The Braeger Chrysler Jeep dealership was moved in 2007 from South 27th Street and Howard Avenue in Milwaukee to its current location. A CVS Pharmacy was built on part of the former dealership property, but the rest remains vacant.
Adding to the challenges on South 27th Street, the state Department of Transportation has closed the freeway ramps from I-894 to the street as part of the I-94 North-South expansion and reconstruction project. Even after the project is complete, northbound traffic through the Mitchell Interchange will not be allowed to exit at South 27th Street. Those travelers will have to use Layton Avenue instead. Traffic from downtown and from the west will still be able to exit at South 27th Street.
The owners of several business owners on the street complained about the ramp change. Reardon says he plans to eventually relocate his Braeger Chevrolet dealership at 4100 S. 27th St. in Milwaukee and his Braeger Ford dealership at 4201 S. 27th St. in Greenfield, because of the ramp closure.
“It’s something I think I’ve been forced into,” he said.
Depending on what opportunities come along the dealerships could be moved soon, or not for several years, he said.
“I always look (for new locations),” Reardon said. “I have looked at every location on the south side of (metro) Milwaukee. It could happen tomorrow. It could happen 10 years from now.”
Reardon, the immediate past chairman of the South 27th Street Business Preservation Association said he is concerned about the future of the street’s business corridor.
“I worry about South 27th Street,” he said. “I think the city of Milwaukee has a big problem if they’ve got 25-acre parcels of vacant land that people are driving by every day on 27th Street.
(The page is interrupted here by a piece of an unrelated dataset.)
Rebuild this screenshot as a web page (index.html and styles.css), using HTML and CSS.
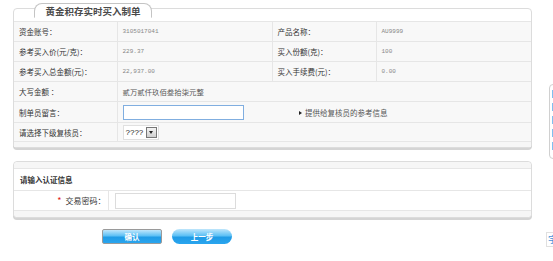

I like being in the city of Milwaukee. (Leaving) is not something I want to do. I think one day people are going to wake up and say, ‘Look what we’ve done,’ and then they will start trying to fix it.”
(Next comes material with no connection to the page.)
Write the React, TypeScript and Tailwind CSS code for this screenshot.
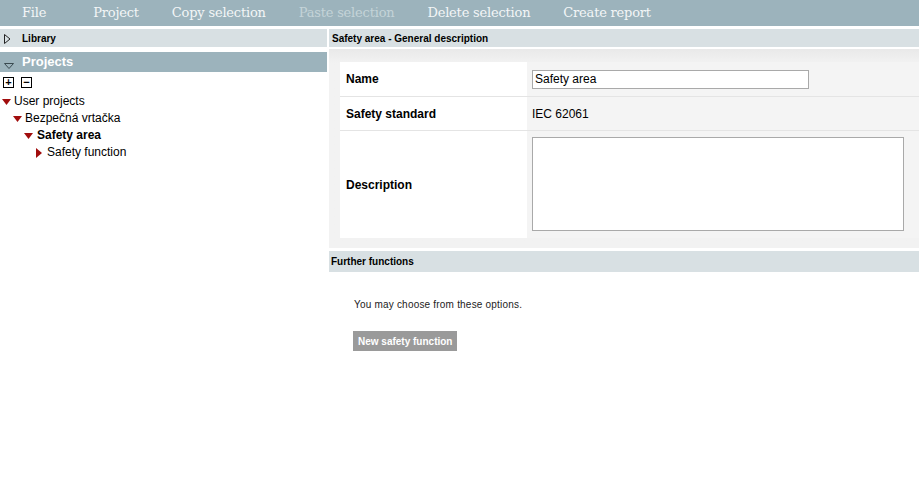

However, Milwaukee and Greenfield officials are already working together on plans to boost business on South 27th Street said Milwaukee Department of City Development Commissioner Richard “Rocky” Marcoux. Milwaukee and Greenfield officials are discussing possible streetscape improvements and Milwaukee Ald. Terry Witkowski is working with businesses owners on the street on efforts to form a business improvement district.
Despite the challenges that the street faces from possible auto dealership moves and closures, the street remains a viable place for business, Marcoux said.
“South 27th Street is a very strong corridor,” he said. “The traffic counts are astounding. There are strong residential neighborhoods on each side of South 27th Street.”
Marcoux said city officials are open to “any and all ideas that make sense,” for redevelopment proposals for auto dealerships or other properties on the street.
At the southern end of Milwaukee County, South 27th Street has attracted several developments in recent years including a Staybridge Suites hotel, the Northwestern Mutual Life Insurance Co. Franklin campus, the Wheaton Franciscan Healthcare-Franklin hospital and the Liberty Corporate Preserve office and industrial space development in Oak Creek by Liberty Property Trust.
Milwaukee and Greenfield officials need to work to attract some of the development momentum that has occurred on the southern end of South 27th Street in recent years, Marcoux said.